Le troisième acte s’ouvre par le récit de la mort du Centaure ; c’est, même dans le texte, une page assez colorée. Puis Hercule, ayant offert à Iole la vie de Philoctète contre son amour, celui-ci reproche à Iole d’avoir sacrifié sa pudeur pour le délivrer et c’était déjà aux beaux jours du romantisme, la situation de Didier au dernier acte de Marion Delorme. Cet épisode relève le rôle un peu sacrifié de Philoctète sans rien ajouter à l’action. En fin d’acte, il est parlé de la tunique de Nessus ; la magie de ce talisman est indiscutablement un élément musical parce qu’il apporte d’inquiétants mystères dans ces violences un peu continues. Au commencement du dernier acte, Hercule célèbre Iole sur la lyre, ce qui est apollinione, dyonisiaque peut-être, mais bien peu hérakléen. Puis il revêt la tunique fatale et procède à son union avec Iole par un sacrifice qu’interrompt le feu dévorateur dû au sang du Centaure. Dans son égarement, il se jette aux flammes du bûcher, puis réparait dans une gloire parmi les nuées. Il y aurait là pour un apôtre – et Marmontel l’avait compris – l’occasion de stances douloureuses que le compositeur aurait noblement amplifiées. Modestement, l’auteur a préféré laisser parler la seule musique, et comme elle est de M. Saint-Saëns, nous n’avons qu’à nous en réjouir.

Eugène Morand.

LA MUSIQUE

M. Saint-Saëns est un très grand musicien, un des plus grands parmi les contemporains. Il est musicien dans le sens le plus pur et le plus noble de ce terme, et, je professe une admiration sans bornes pour l’artiste austère qui, portant en lui comme conception idéale de son art, la forme classique, est resté fidèle à cette conception depuis près d’un demi-siècle. 

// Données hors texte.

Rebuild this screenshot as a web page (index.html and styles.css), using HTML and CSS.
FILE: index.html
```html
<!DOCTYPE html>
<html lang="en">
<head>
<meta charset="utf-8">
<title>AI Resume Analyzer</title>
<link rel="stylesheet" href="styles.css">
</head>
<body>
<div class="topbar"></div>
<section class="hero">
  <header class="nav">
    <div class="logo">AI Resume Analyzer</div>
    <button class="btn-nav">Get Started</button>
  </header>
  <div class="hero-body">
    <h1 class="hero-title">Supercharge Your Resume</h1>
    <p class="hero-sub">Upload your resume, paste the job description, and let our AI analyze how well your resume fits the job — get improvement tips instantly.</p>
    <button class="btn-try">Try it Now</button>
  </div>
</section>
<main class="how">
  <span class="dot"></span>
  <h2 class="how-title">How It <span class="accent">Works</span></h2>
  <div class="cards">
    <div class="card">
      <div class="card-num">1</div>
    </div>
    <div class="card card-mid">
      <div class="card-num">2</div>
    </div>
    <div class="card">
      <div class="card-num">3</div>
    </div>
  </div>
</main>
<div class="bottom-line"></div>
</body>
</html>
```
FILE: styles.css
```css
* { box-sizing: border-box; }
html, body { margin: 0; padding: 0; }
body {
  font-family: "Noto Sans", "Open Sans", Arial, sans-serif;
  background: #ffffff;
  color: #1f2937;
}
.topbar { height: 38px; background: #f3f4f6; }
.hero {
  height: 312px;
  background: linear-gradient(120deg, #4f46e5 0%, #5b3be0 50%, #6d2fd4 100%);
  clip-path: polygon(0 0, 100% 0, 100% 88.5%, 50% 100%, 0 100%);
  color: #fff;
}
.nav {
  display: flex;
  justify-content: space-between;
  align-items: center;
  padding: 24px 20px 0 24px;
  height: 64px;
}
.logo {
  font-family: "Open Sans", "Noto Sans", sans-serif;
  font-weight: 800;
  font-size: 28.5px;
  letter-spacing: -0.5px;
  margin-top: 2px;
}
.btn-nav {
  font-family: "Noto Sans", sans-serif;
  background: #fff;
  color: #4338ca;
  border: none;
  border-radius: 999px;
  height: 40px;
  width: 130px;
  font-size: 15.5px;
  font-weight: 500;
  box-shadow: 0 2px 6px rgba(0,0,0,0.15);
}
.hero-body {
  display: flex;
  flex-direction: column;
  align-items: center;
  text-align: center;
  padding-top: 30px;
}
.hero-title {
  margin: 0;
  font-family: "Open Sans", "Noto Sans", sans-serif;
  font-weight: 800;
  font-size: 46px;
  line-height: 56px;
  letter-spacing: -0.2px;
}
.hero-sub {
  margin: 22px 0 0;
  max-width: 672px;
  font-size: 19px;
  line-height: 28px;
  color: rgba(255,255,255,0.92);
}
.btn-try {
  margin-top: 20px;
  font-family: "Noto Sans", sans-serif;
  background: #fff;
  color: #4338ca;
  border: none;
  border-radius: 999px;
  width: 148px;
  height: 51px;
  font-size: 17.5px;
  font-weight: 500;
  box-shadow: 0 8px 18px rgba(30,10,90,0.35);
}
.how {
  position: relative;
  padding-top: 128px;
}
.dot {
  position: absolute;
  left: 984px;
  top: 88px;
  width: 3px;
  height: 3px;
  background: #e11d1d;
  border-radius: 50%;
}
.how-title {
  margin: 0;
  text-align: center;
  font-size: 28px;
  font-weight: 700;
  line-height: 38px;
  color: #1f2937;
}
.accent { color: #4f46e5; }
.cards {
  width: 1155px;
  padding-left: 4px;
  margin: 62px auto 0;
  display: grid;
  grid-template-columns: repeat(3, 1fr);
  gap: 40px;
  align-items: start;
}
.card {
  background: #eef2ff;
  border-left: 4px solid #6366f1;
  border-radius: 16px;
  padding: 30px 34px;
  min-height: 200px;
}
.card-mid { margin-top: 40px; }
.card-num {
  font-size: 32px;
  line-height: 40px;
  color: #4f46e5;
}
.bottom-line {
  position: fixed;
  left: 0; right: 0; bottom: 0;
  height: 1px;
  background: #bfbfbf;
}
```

Seuls, ceux qui s’intéressent à la Musique et qui ont suivi de près l’épopée wagnérienne, qui ont constaté l’invasion triomphante de l’œuvre d’un des plus grands génies nés au monde de l’Art depuis William Shakespeare, peuvent apprécier la foi immuable dans les principes adoptés et la sérénité parfaite du chef incontesté de la Musique française. 

Les ondes sonores du Titan germanique, telles une trombe terrible et magnifique, sont venues inonder l’univers, ébranlant les bases même de l’architecture musicale. 

D’éminents compositeurs de partout, engloutis dans la tourmente, disparurent. Ceux qui revinrent avaient été si vivement influencés par l’esthétique de Richard Wagner, que celle-ci fut, pour eux, le fatal manteau de Nessus. N’ayant pas la force de supporter la dévorante ardeur qui les affolaient, ils se sacrifièrent sur l’autel du dieu Bayreuthien. 

Dans l’œuvre de Camille Saint-Saëns, je ne trouve aucune trace de cette influence, et les musiciens français peuvent être fiers de ce maître qui, négligeant la mode du jour, est resté lui même. Son art fait de clarté, d’ordre et de formes précises, est l’expression absolue de sa race. J’ai horreur des questions de nationalités en matière d’art, mais le cas de M. Saint-Saëns est tellement exceptionnel, son indépendance est si grande et si caractéristique, qu’il me faut constater combien, par l’esprit seul de sa musique, il est et restera le plus grand patriote de l’Art français. 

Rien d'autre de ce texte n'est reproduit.